Les « 24 heures » sont rôdées par douze années d’organisations de « Bals Folk en Limousin » et de « Rencontres de musiques et danses traditionnelles ». Elles sont un des points d’orgue de ces manifestations.

La plus grande difficulté pour la 1ère édition des « 24 heures » était de trouver un lieu adéquat comprenant une salle avec plancher (pas question de faire danser durant 24 heures sur du carrelage) et un hébergement pour les musiciens et danseurs. Le domaine de Mialaret, sur la commune de Neuvic d’Ussel, correspondait à nos souhaits. M. Egge Klop, propriétaire de cette infrastructure, a accueilli avec conviction ce projet et cette année encore, les « 24 heures » se dérouleront à cet endroit.

Le programme est simple : le bal commence le samedi 2 juin à 18h ; le passage des 14 groupes est défini par avance et chacun respecte précisément son temps de passage, les changements de plateau se font extrêmement vite afin que les danseurs ne soient pas interrompus dans leur enthousiasme. Musiciens, danseurs, organisateurs forment une même équipe, constituée non pas pour gagner, mais pour vivre intensément cet événement.

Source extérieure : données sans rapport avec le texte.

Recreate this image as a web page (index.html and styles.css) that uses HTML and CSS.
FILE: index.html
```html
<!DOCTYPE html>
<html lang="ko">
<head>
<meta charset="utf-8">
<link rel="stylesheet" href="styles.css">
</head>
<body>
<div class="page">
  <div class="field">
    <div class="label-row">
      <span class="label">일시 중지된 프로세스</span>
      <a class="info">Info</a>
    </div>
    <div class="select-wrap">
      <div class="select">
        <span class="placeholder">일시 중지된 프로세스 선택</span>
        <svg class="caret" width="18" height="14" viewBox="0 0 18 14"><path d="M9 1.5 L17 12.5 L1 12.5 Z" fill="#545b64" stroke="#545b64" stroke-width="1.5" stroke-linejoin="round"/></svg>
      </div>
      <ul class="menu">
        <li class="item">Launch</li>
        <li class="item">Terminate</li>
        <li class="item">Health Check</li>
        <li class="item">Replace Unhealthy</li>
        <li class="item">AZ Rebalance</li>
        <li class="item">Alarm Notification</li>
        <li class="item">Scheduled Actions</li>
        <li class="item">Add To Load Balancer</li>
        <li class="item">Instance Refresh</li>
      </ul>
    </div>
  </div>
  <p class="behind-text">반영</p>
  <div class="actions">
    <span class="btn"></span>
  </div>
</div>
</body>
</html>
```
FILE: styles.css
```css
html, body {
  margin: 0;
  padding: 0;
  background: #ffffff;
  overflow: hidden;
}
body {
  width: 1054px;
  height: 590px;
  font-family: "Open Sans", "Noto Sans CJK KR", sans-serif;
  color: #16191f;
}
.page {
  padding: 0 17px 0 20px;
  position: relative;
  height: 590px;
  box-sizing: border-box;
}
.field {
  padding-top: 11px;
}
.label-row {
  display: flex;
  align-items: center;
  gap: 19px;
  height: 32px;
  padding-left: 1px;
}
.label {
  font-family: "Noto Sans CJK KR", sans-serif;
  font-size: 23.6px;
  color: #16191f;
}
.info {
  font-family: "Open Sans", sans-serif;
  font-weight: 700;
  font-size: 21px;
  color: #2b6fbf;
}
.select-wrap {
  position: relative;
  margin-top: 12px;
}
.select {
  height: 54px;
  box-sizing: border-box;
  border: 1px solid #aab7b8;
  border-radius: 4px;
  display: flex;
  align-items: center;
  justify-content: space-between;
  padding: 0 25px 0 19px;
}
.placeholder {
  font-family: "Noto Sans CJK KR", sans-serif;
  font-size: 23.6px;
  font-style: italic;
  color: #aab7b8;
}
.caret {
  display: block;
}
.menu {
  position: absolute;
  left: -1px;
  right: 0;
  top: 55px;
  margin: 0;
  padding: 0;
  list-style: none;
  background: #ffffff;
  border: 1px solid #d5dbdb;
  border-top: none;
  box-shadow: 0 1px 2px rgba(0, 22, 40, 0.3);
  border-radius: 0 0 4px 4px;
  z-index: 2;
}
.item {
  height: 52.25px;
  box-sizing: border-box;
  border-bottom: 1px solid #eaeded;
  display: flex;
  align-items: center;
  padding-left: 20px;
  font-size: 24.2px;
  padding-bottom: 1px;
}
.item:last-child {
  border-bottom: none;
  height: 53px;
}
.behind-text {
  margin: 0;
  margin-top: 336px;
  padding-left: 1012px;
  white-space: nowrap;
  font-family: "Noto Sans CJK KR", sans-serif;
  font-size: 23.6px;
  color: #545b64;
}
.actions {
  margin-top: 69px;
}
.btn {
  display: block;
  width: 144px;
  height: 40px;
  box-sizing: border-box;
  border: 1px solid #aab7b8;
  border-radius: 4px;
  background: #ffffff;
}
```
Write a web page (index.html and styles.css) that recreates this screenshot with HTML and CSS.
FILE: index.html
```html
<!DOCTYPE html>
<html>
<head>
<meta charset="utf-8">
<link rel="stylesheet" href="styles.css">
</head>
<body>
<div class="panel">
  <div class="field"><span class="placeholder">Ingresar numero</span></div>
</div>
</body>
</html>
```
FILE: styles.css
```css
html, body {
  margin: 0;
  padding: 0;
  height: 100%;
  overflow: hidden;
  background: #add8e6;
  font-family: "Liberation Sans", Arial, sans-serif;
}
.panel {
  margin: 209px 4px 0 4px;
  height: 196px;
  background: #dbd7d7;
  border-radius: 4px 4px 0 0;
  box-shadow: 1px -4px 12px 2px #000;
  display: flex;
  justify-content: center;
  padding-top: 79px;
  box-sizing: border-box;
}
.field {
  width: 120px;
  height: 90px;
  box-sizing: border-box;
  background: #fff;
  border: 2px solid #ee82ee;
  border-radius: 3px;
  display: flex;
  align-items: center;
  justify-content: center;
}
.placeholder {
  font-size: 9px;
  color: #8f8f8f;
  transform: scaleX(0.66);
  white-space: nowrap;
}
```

La restauration est assurée par les bénévoles de l’association uniquement pour les musiciens (soit 200 couverts) et l’hébergement dans les chalets et gîtes leurs est aussi offert.

L’entrée du bal est gratuite mais chacun peut, s’il le désire, déposer un soutien financier dans un boite prévue à cet effet. Buvette et sandwich sont prévus pour le public ainsi que les infrastructures du Domaine de Mialaret : Chambres au Château, Chalets, gîtes, camping et restauration.

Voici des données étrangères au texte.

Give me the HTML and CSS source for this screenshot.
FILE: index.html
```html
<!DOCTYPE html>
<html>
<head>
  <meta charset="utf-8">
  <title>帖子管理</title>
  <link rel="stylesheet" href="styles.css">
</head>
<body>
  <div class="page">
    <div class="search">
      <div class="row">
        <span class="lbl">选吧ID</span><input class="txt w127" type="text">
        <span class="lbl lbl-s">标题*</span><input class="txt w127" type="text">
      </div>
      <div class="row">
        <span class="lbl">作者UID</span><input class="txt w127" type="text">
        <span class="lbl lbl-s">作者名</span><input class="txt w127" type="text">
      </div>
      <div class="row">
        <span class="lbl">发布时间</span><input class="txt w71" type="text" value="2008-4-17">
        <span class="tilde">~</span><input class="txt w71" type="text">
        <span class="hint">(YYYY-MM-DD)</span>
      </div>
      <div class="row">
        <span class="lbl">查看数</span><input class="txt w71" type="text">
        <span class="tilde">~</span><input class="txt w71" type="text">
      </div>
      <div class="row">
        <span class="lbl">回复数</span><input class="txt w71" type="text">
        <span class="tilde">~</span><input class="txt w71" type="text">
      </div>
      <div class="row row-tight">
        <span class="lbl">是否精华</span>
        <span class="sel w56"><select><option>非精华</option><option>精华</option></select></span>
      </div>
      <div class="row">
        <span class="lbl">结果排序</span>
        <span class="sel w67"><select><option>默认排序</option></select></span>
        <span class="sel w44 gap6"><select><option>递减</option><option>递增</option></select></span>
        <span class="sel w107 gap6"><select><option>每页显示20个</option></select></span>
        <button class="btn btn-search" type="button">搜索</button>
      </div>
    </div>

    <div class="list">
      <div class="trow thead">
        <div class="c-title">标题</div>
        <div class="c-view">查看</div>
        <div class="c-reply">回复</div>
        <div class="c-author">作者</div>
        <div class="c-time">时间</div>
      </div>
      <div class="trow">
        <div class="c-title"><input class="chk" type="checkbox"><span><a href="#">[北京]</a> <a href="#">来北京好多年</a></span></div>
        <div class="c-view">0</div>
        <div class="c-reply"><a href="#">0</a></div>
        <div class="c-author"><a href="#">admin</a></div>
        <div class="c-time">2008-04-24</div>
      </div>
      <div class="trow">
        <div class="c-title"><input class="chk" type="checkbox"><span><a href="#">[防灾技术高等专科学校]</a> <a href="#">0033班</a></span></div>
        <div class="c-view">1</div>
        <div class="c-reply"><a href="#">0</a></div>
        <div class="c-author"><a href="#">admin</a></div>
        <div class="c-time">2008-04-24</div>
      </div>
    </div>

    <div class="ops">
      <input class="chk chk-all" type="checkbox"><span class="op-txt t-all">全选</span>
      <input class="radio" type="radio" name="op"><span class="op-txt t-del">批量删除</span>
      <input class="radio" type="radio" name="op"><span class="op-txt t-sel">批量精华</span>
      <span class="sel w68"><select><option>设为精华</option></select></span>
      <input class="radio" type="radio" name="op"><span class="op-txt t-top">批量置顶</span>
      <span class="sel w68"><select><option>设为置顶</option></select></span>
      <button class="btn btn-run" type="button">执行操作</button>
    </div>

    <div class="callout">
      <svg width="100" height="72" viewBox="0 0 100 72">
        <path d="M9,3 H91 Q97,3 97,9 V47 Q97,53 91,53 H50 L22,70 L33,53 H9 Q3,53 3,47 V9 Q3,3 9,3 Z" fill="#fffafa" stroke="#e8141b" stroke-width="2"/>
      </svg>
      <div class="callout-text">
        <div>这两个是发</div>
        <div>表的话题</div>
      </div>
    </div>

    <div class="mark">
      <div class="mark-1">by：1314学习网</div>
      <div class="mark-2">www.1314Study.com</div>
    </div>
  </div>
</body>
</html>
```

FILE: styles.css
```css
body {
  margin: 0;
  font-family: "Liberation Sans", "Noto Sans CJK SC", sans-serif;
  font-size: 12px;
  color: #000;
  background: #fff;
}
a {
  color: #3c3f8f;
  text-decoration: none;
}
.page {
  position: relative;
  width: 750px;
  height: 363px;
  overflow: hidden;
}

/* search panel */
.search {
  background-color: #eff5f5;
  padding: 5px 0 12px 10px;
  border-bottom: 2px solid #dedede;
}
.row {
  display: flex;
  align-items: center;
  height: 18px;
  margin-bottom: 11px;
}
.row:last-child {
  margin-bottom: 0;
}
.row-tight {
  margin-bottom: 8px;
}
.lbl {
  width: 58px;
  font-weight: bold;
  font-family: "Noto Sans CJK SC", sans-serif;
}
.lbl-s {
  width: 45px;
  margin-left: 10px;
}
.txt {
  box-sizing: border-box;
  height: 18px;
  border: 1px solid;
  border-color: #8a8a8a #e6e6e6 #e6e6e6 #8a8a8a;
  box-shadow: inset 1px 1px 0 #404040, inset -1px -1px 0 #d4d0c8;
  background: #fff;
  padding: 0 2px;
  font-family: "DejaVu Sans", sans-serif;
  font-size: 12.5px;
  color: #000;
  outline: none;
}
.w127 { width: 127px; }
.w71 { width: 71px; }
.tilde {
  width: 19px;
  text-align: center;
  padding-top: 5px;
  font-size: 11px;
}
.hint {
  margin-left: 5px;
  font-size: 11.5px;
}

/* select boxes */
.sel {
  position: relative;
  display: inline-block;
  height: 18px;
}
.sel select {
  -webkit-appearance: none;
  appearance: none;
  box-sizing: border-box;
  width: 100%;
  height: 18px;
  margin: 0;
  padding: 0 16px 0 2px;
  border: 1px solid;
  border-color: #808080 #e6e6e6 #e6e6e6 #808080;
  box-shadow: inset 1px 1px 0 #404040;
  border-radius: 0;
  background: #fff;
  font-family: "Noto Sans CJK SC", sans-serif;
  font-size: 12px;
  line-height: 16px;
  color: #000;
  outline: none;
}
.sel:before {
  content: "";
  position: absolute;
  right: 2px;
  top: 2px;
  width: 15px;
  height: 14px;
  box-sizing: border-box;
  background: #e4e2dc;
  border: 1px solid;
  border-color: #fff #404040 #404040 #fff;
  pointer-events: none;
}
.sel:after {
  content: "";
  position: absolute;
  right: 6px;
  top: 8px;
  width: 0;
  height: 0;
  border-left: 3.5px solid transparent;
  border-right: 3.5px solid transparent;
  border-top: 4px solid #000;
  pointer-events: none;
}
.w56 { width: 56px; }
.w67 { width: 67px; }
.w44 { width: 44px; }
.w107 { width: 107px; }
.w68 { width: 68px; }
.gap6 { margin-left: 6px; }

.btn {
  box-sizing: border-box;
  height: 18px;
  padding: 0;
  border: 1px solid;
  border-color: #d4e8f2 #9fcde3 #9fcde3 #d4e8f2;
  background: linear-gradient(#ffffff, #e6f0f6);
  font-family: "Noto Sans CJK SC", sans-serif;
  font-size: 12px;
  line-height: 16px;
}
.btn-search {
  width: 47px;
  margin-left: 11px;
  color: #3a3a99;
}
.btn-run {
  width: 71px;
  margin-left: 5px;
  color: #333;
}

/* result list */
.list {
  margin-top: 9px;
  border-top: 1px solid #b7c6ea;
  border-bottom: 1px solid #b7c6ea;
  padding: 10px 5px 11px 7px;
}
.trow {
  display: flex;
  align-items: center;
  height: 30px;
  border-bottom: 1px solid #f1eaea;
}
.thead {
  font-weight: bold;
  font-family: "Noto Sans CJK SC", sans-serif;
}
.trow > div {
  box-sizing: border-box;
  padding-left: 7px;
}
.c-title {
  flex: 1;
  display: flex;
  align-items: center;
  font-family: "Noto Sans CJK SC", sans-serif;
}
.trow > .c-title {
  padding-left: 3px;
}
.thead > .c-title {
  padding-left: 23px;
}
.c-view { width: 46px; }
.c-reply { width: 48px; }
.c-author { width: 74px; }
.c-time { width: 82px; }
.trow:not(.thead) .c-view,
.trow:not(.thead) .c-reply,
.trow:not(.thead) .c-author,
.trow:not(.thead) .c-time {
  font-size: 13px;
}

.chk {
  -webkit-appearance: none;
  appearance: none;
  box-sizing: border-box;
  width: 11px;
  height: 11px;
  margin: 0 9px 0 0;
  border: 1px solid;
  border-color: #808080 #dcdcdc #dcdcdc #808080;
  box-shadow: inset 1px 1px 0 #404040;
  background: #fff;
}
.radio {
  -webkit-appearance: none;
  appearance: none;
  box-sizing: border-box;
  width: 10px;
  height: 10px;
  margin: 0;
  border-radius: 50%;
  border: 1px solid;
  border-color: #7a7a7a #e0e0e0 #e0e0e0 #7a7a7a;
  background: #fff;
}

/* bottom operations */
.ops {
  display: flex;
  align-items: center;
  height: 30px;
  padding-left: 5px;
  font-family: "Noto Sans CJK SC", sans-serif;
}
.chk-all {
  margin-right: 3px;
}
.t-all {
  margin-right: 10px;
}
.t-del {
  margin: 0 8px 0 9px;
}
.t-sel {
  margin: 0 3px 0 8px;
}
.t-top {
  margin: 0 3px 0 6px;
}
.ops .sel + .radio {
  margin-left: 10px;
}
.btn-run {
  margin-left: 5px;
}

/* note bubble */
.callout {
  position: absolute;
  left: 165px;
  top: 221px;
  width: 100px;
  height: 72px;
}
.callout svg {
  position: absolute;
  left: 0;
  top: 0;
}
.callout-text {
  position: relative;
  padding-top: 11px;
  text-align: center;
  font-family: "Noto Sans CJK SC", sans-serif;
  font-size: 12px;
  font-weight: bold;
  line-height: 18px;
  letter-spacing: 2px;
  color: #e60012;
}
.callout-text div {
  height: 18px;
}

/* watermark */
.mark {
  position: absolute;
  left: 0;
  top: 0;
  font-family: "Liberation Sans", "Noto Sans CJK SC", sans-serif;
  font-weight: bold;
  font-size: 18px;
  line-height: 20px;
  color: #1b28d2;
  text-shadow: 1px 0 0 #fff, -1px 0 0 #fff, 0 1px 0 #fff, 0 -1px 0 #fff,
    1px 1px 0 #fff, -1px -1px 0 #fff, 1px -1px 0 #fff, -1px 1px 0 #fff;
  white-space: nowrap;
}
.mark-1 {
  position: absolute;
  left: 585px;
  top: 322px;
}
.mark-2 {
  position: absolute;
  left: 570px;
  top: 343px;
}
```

NMCL : A partir de quel(s) réseau(s) associatif(s) organisez-vous cette manifestation ?
Nous ne faisons pas partie de réseaux particuliers. Ce sont nos connaissances du milieu très spécifique des musiques et danses traditionnelles qui nous lient avec d’autres acteurs en Limousin et dans la France entière. De par notre métier d’artistes du spectacle, nous rencontrons beaucoup de monde grâces à nos prestations musicales régionales et nationales au sein de « Musiqu’à deux ».

Par ailleurs, nous pouvons compter sur les protagonistes et les associations corréziennes habituées à se côtoyer régulièrement par le biais des « Bals Folk en Limousin », ces bals mettent bon nombre de personnes sensibles à ces manifestations.

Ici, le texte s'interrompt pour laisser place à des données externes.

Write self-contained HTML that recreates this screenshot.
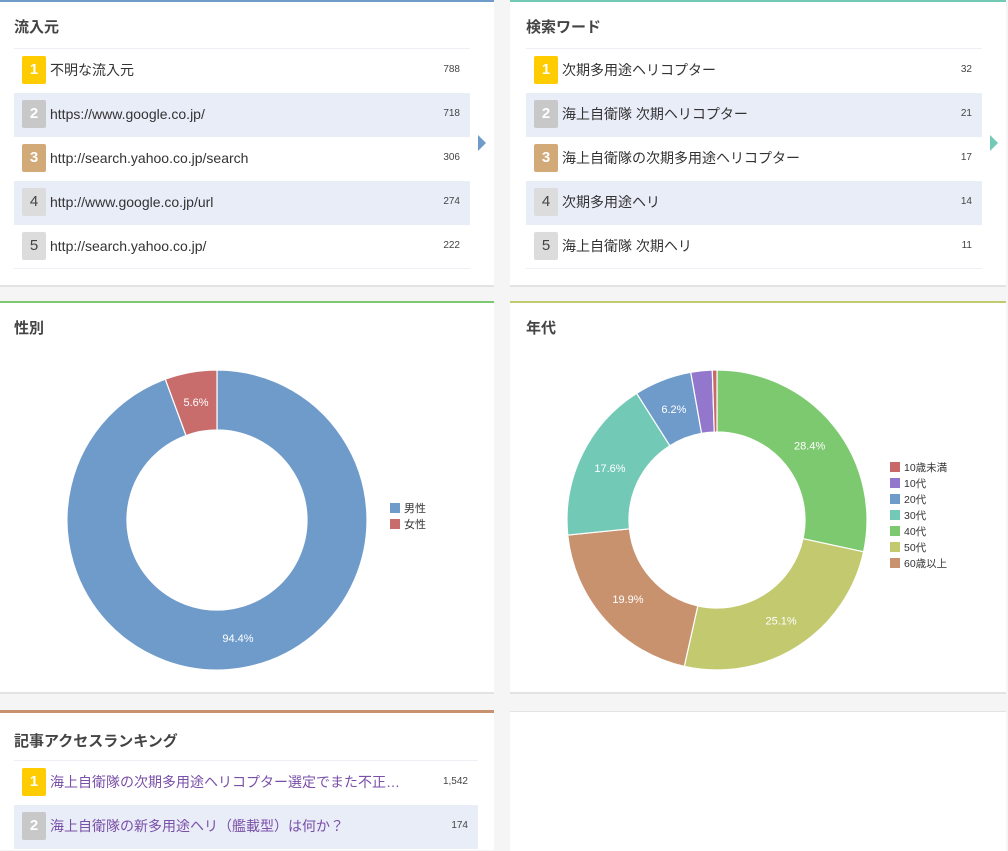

De plus, nous nous appuyons sur les échanges développés depuis plusieurs années dans le cadre des « Rencontres de Musiques et danses en Limousin » à Lamazière-Basse et à Soursac. Nous y invitons des groupes professionnels de musiques traditionnelles. Chaque groupe invité nous propose un stage de danse et un concert de sa région ou de son pays puis un bal pour finir la nuit. Cela permet de présenter chaque année au public local, connaisseur ou non, une pratique de musiques et de danses vivantes autour d’un répertoire spécifique tout en faisant découvrir davantage aux musiciens invités les richesses musicales de notre territoire. Ce type d’évènement, qui fait davantage appel à des intervenants professionnels et à un public parfois non-danseur, contribue à enrichir et à diversifier notre réseau. Des liens solides et durables ressortent ainsi de ces rencontres et favorisent les diffusions d’évènements exceptionnels comme les 24h.

NMCL : Est-ce les danseurs répondent présents ?
La première année, en 2005, beaucoup de curieux sont venus assister à cet événement. L’an dernier, il y avait moins de monde à la buvette venus uniquement en spectateurs mais beaucoup plus de danseurs sur le parquet qui ont réellement joués le jeu pendant 24 heures.

Comme nous initions toute l’année des personnes à la danse, ce jour-là, excellents danseurs et débutants y trouvent une harmonie complète. Le répertoire interprété par les musiciens est très large et tous les danseurs y trouvent leurs danses préférées : contredanses anglaises et assimilées, danses collectives de Bretagne, répertoire du Sud-Ouest, danses de Louisiane, du Poitou, d’Alsace, Pays-Basque, Bourbonnais sans oublier, bien sûr, le Centre-France : bourrées, mazurkas, scottishs, valses, Ronds d’Argenton, polkas…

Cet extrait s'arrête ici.